SECRETARY POMPEO: Yeah, we often have multiple components of a relationship with countries all across the world. This is pretty common. I don't know that I've had a conversation with a senior Saudi leader that didn't involve us trying to both make clear to them our expectations with respect to human rights and offering to provide assistance, right, trying to help them put in place the processes and systems so that they can deliver on the human rights obligations that I'm confident, that in nearly every case, the leadership wants to engage in.

And so the Saudis share our strategic objectives. They are an important ally and partner, and we continue – want to continue to make that and we – at the same time, we continue to make clear to them our expectations with respect to a broad range of human rights issues, which include the return of people that are being held that aren't being held in a way that we think is consistent with the rule of law. Anything you want to add to that, ambassador?

AMBASSADOR ABIZAID: No. Look, I – well I agree with what the Secretary said there. I mean, it's – we constantly talk to our Saudi interlocutors about these issues, and you shouldn't think that we just sit here and ignore them. We don't. We talk about it a lot. We have made a difference, and I expect that as time goes on and as they liberalize their own society, there will be more differences made by them. So this partnership is hugely important for a lot of different reasons, but as they go through this system of reform, we need to be their primary partner. We need to be their partner of choice so that the model that they have for the reforms is an American one and not a Chinese or a Russian one.

MS ORTAGUS: Last question. Adam.

QUESTION: Following up more on the military side – I know you were briefed. It's been outwardly, I guess, a bit quiet since the oilfield strike, but it does feel like that tension is still there. What is that threat landscape look like? Is there (inaudible) concern that this will continue?

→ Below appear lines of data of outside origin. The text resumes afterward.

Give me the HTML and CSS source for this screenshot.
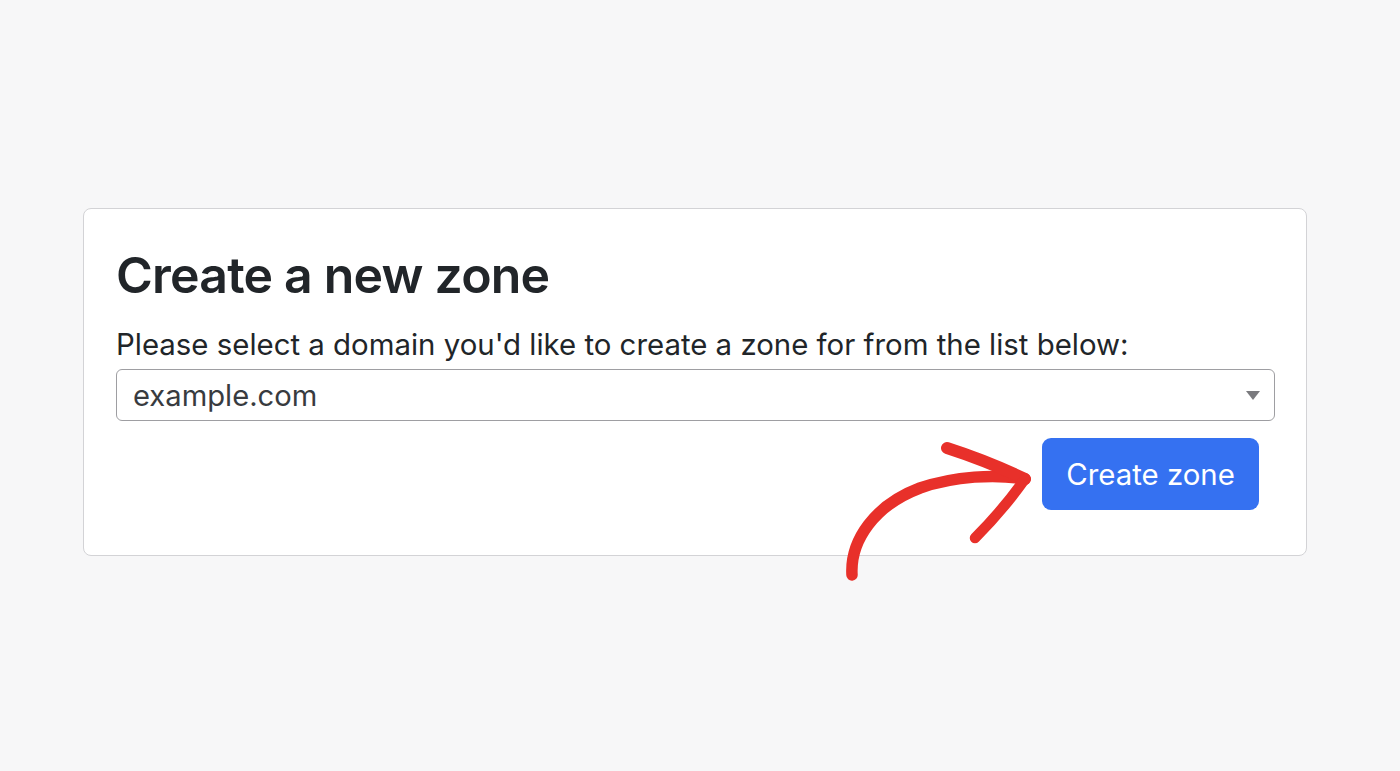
FILE: index.html
```html
<!DOCTYPE html>
<html lang="en">
<head>
<meta charset="utf-8">
<title>Create a new zone</title>
<link rel="stylesheet" href="styles.css">
</head>
<body>
<main class="page">
  <section class="card">
    <h1 class="title">Create a new zone</h1>
    <label class="label" for="domain">Please select a domain you'd like to create a zone for from the list below:</label>
    <div class="select" id="domain">
      <span class="select-value">example.com</span>
      <span class="caret"></span>
    </div>
    <div class="actions">
      <button class="btn" type="button">Create zone</button>
    </div>
  </section>
  <svg class="arrow" width="210" height="160" viewBox="0 0 210 160" aria-hidden="true">
    <path d="M22 145 C 20 110, 45 75, 90 58 C 125 46, 165 44, 195 49" fill="none" stroke="#e8302a" stroke-width="11.5" stroke-linecap="round"/>
    <path d="M117 18 C 145 27, 172 38, 195 49" fill="none" stroke="#e8302a" stroke-width="12" stroke-linecap="round"/>
    <path d="M195 49 C 180 70, 163 90, 145 108" fill="none" stroke="#e8302a" stroke-width="10.5" stroke-linecap="round"/>
  </svg>
</main>
</body>
</html>
```
FILE: styles.css
```css
html, body {
  margin: 0;
  padding: 0;
  background: #f7f7f8;
}
body {
  font-family: "Inter", "Liberation Sans", Arial, sans-serif;
  color: #212529;
}
.page {
  position: relative;
  box-sizing: border-box;
  min-height: 771px;
  padding: 208px 0 0 83px;
}
.card {
  box-sizing: border-box;
  width: 1224px;
  height: 348px;
  background: #fff;
  border: 1px solid #d3d3d6;
  border-radius: 8px;
  padding: 36px 31px 0 32px;
}
.title {
  margin: 0;
  font-size: 50px;
  font-weight: 600;
  line-height: 60px;
  letter-spacing: -0.8px;
  color: #212529;
}
.label {
  display: block;
  margin-top: 22px;
  font-size: 29.4px;
  line-height: 36px;
  color: #212529;
}
.select {
  box-sizing: border-box;
  margin-top: 6px;
  height: 52px;
  border: 1.5px solid #9e9ea2;
  border-radius: 6px;
  display: flex;
  align-items: center;
  justify-content: space-between;
  padding: 0 14px 0 16px;
}
.select-value {
  font-size: 29.2px;
  color: #383b3f;
}
.caret {
  width: 0;
  height: 0;
  border-left: 7px solid transparent;
  border-right: 7px solid transparent;
  border-top: 9px solid #7a7a7e;
}
.actions {
  display: flex;
  justify-content: flex-end;
  margin-top: 17px;
  padding-right: 16px;
}
.btn {
  width: 217px;
  height: 72px;
  border: 0;
  border-radius: 9px;
  background: #3571f1;
  color: #fff;
  font-family: inherit;
  font-size: 29.4px;
  padding: 0;
}
.arrow {
  position: absolute;
  left: 830px;
  top: 430px;
}
```
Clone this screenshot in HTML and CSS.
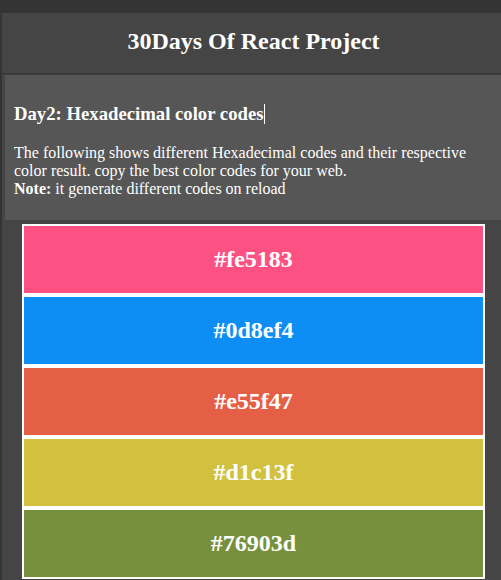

SECRETARY POMPEO: Yeah, the fact that we're here today, the fact that so many young American men and women are here and at other facilities, not only here in Saudi Arabia but in Iraq and in Al Udeid in Qatar and folks – part of the NAVCEN Fifth Fleet – I think demonstrates that the demand for deterrence remains. You need look only at the ayatollah's Twitter feed to know that these are people who have a deep disdain for the very fundamental ideas that we hold so dear in the United States and that their desire to wipe the state of Israel off the map and to do harm to the United States of America remains. And our aim is to change that behavior from the regime, but it remains a great deal of work to do to deliver on that ultimate objective.

QUESTION: Thank you.

MS ORTAGUS: Ambassador, anything else?

AMBASSADOR ABIZAID: Great to see you all. I'm glad you're in Saudi Arabia. (In Arabic.)

MS ORTAGUS: (In Arabic.)

SECRETARY POMPEO: We were going to do it all in Arabic, but you know. (Laughter.)

QUESTION: Thanks, guys.

SECRETARY POMPEO: Thanks, everybody.